Speaking of predictions and looking forward, let’s instead look backward for a second. What a difference a year makes. The chart below shows the situation in June 2022 compared to the situation in June 2023. Mid-year 2022, the market was down -19% for the year, inflation was high with no relief in sight, and investors were ready to run to the exits. All we knew was that the Fed would need to increase interest rates to slow inflation, and that meant gloom and doom. Fast forward to now, and the situation is reversed. The stock market is positive 16% year to date, inflation is heading steadily down, and so far the economy is proving resilient. The Fed is now on a pause to see what effect all their increases have had, after an extremely aggressive campaign to slow the economy from overheating. So far there is still hope that they have managed to pull this off without overdoing it. I certainly did not predict this stark reversal, but I doubt anyone would have believed me if I had.

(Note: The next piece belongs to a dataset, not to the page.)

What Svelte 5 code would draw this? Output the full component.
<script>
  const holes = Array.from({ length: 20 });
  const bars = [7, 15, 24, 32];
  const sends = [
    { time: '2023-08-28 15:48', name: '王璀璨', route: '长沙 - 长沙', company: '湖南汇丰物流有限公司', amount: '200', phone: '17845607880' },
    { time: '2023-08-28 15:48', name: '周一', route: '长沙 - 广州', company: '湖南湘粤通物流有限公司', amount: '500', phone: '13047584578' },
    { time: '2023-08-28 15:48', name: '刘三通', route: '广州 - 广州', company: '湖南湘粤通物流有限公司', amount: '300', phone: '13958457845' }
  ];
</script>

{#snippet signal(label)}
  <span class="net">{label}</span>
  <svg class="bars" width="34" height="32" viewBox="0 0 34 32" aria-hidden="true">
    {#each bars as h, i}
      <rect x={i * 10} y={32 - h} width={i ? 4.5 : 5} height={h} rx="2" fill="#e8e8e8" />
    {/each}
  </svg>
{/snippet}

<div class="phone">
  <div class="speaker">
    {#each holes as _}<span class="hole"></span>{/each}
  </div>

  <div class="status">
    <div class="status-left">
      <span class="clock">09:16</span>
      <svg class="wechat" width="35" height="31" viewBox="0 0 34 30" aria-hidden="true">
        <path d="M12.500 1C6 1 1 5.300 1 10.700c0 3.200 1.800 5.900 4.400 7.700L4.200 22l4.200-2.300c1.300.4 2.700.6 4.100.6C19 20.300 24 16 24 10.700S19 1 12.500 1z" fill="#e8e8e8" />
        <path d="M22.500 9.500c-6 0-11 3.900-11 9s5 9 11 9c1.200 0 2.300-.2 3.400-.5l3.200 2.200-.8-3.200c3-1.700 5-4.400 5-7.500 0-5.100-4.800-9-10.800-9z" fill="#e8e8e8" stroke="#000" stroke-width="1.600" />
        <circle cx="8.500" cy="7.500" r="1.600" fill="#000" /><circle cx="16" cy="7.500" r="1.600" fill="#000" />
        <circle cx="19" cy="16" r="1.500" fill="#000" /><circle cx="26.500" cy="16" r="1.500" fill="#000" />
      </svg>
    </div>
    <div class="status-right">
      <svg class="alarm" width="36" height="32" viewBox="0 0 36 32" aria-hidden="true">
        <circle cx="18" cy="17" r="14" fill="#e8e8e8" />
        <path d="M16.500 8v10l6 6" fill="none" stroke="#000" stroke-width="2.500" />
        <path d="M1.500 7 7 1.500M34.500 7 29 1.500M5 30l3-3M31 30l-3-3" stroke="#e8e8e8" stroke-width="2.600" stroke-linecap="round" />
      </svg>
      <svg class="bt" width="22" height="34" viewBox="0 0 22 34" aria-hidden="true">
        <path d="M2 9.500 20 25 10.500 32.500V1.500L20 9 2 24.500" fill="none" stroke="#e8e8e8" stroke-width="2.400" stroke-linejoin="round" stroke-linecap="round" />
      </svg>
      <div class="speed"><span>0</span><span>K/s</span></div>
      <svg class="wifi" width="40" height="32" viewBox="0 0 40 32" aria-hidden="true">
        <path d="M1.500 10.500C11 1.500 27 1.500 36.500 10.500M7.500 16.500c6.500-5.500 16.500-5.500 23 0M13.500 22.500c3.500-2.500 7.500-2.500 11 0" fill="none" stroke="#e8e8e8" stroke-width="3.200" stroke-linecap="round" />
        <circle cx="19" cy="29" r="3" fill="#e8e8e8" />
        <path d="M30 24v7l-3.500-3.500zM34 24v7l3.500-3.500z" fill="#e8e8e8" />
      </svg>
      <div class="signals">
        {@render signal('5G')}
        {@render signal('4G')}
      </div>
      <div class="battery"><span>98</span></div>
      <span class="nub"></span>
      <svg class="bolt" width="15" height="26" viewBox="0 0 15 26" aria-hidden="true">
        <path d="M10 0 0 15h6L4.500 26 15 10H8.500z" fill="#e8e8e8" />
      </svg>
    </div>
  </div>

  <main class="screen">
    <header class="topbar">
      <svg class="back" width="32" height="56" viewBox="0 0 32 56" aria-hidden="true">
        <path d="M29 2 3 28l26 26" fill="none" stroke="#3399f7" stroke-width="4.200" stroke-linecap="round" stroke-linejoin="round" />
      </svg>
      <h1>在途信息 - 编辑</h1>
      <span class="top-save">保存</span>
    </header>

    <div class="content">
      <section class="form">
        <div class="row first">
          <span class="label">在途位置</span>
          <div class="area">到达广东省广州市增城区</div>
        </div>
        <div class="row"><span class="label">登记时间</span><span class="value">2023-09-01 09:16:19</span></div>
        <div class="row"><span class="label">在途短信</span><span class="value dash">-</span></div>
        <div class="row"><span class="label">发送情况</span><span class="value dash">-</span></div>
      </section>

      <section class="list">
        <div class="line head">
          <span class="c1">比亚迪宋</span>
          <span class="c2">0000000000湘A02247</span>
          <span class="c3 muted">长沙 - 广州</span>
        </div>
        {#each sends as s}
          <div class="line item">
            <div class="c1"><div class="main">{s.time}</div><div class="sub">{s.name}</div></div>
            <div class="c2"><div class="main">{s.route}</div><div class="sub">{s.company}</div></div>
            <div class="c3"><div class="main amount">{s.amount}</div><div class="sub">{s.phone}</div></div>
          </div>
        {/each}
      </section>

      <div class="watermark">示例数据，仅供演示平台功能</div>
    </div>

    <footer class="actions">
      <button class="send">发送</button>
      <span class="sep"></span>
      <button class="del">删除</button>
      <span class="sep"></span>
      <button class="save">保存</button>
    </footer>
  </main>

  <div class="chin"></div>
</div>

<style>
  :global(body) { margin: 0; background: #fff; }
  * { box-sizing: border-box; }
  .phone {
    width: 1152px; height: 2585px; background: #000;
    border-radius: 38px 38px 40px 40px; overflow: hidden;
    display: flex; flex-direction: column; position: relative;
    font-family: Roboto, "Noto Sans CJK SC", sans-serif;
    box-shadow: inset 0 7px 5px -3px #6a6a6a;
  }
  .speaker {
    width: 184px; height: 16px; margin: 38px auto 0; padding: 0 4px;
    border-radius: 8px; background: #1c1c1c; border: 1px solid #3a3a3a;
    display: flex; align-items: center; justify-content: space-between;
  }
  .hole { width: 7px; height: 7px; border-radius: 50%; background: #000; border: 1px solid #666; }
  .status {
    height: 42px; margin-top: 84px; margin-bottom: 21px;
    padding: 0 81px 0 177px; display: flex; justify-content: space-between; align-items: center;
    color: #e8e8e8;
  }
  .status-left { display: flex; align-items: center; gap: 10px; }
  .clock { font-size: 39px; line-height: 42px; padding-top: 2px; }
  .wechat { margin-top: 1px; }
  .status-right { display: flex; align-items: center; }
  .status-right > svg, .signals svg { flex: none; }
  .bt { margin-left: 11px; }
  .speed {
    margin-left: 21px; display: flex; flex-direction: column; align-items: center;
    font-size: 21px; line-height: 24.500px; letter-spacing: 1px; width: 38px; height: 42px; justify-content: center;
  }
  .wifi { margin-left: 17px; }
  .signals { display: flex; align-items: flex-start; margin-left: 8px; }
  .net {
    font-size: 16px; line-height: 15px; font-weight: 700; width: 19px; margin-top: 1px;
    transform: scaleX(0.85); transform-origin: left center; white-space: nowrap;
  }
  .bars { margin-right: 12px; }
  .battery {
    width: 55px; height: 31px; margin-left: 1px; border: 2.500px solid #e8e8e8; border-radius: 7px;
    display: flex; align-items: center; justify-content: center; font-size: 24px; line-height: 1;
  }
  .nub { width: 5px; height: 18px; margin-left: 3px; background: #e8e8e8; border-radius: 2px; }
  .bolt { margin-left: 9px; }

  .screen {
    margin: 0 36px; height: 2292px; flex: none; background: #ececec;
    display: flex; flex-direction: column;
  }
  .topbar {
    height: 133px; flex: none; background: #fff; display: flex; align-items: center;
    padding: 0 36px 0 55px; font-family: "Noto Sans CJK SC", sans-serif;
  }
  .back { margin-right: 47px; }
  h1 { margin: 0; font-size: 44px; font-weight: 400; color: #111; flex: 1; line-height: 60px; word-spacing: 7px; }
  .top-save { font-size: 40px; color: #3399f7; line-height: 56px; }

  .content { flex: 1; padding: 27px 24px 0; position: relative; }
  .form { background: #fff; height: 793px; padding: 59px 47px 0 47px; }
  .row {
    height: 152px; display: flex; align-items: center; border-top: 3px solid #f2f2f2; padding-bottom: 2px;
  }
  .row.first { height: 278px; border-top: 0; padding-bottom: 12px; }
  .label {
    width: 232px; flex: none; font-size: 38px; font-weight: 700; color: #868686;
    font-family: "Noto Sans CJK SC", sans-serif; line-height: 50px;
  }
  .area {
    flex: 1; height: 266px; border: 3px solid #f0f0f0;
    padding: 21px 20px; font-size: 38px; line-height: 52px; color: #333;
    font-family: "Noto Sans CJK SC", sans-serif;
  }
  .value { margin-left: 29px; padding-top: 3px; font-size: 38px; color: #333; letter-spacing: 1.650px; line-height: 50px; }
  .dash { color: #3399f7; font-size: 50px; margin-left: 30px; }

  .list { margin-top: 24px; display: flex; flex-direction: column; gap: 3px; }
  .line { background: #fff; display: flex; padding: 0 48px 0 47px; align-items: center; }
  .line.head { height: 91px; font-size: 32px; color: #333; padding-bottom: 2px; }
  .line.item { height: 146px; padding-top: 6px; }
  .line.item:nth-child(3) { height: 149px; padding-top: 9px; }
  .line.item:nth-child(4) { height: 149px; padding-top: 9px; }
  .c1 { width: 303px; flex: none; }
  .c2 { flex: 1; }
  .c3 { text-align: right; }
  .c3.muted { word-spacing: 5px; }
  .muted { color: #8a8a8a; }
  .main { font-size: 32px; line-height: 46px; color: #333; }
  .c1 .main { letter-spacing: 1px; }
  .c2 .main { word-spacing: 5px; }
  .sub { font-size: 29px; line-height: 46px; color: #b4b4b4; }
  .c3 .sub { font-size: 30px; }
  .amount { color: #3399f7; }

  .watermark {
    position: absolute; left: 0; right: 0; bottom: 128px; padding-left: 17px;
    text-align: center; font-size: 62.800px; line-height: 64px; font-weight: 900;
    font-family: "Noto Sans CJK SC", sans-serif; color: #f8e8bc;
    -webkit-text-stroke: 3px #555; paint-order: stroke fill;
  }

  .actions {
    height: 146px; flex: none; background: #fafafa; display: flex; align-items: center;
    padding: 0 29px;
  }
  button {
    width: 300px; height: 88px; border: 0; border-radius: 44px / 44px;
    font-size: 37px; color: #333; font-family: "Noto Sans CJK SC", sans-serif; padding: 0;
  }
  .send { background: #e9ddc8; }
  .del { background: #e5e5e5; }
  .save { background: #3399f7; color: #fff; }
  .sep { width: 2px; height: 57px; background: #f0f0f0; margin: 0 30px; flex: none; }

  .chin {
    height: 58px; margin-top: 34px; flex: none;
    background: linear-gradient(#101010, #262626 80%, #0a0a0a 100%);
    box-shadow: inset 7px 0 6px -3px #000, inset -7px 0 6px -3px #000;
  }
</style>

The stock market continued to move forward in the first half of 2022, and the S&P 500, after charting a new bull market reading last month, is now approaching its high from late 2021.
In the short – run, we need to continue to watch the inflation gauges and economic indicators such as the unemployment rate for signs of weakness. The market will no doubt be volatile as traders digest these changes and what they might mean. Longer term, we stick with our plans, remain diversified, and focus on what we can control.